Let us now praise Sir Harry Evans. Why not? We thought we knew him, but now we know so much more. Memoir is best when performed by those who did things, knew things, and still kept their hubris in check.
Here are some things we love about Harry Evans: he is cool. He became an American citizen, and then the Queen knighted him anyway. He has stayed with the business of writing and writers throughout his career, even as it is likely other avenues were open to him. He is proud about his roots. He elected to marry, and then remained married, to a very strong, smart woman. He seems like the kind of person who would not dismiss a young writer, but who might be willing to give advice, and the advice would be ambitious. It might even be something like, What you do can change the world.
Harry Evans believes journalism can make a difference, and he has put that belief into practice throughout his life. His work saved lives. The Harry Evans known to those New Yorkers who moved to town in the last fifteen years is vastly different (vastly less?) than the full man, now known to us via his memoir, My Paper Chase: True Stories of Vanished Times. If you only heard about Evans in his last “chapter” (the metaphor is unavoidable) you might recognize a specific picture: the charismatic, cool–and, to many, enviably English–Publisher of myriad blockbuster books at Random House. He was the man who dreamt up–and realized—the Random House Modern Library’s celebrated One Hundred Best Novels, chosen by a celebrated panel of authors and scholars. He was the man who seduced Colin Powell into writing his memoir, and then provided the celebrated title, My American Journey. And he was the man who made the Random House Breakfast at Barney’s an “event” that people wanted to attend, even as its feel was explicitly literary, and relevant. Because its feel was explicitly literary, and relevant. There are few events now about which one could say this.

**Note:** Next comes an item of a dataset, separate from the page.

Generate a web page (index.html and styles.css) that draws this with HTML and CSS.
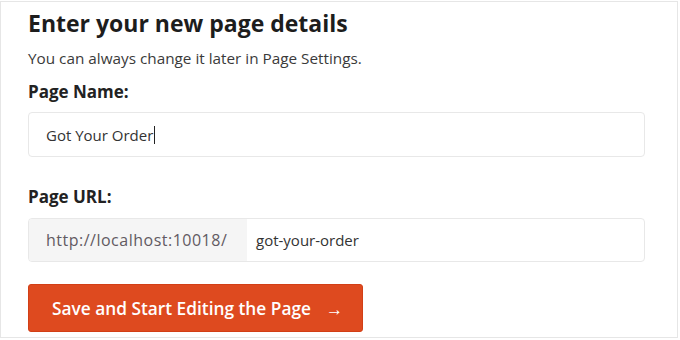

Evans understood that marketing was a weapon, if one easy to dismiss. And, at the time, he had the financial power to make marketing matter. He was the center of the perfect storm: intellect, timing, power, potential.
Evans is famously married to Tina Brown. Famously, because together the two are emblematic of an elusive mathematics: the finest romantic matches are those in which one plus one equals three. Together, “Harry and Tina” managed to retain an element of entrepreneurial cachet through myriad upheavals their business—and their business, after all, is ideas. Without knowing them, one might say that what they care most about is what is new but look closer, and consider the facts: this is a couple who seems, moreover, to care about reaching the people who matter with the news and thinking that matters. This is influence. This is easier to discuss than to possess.
When Evans ran Random House, Brown ran The New Yorker, and despite her detractors she created a legacy directly connected to the magazine today: incorporating photography. Making writers stars. Hiring David Remnick. (One might love her for this last choice, if nothing else.)
Enough has been written about the Harry-Tina wattage but Simon Winchester’s review of Evans’s memoir in today’s Times reminds us that we all have many chapters in our life, and Sir Harry’s were uniquely compelling to understand his time as an intellectual and as a editor before arriving in Manhattan.
If we consider Evans a leading public intellectual–or perhaps, someone with a record of producing leading public intellectuals–it is worth reading about his passion for another era in journalism, and asking whether that era has, in fact, passed. Are we too ironic to care about news? No. But were Harry Evans starting his career today, would he have chosen the same path? Is that path available? And, ok, should we care?
Yes. We should care because history is biography, and Sir Harold Evan’s memoir is replete with lessons as well as fun. Fun takes the shape of Other People, or gossip. A powerful mind and a viable network: it is a potent combination.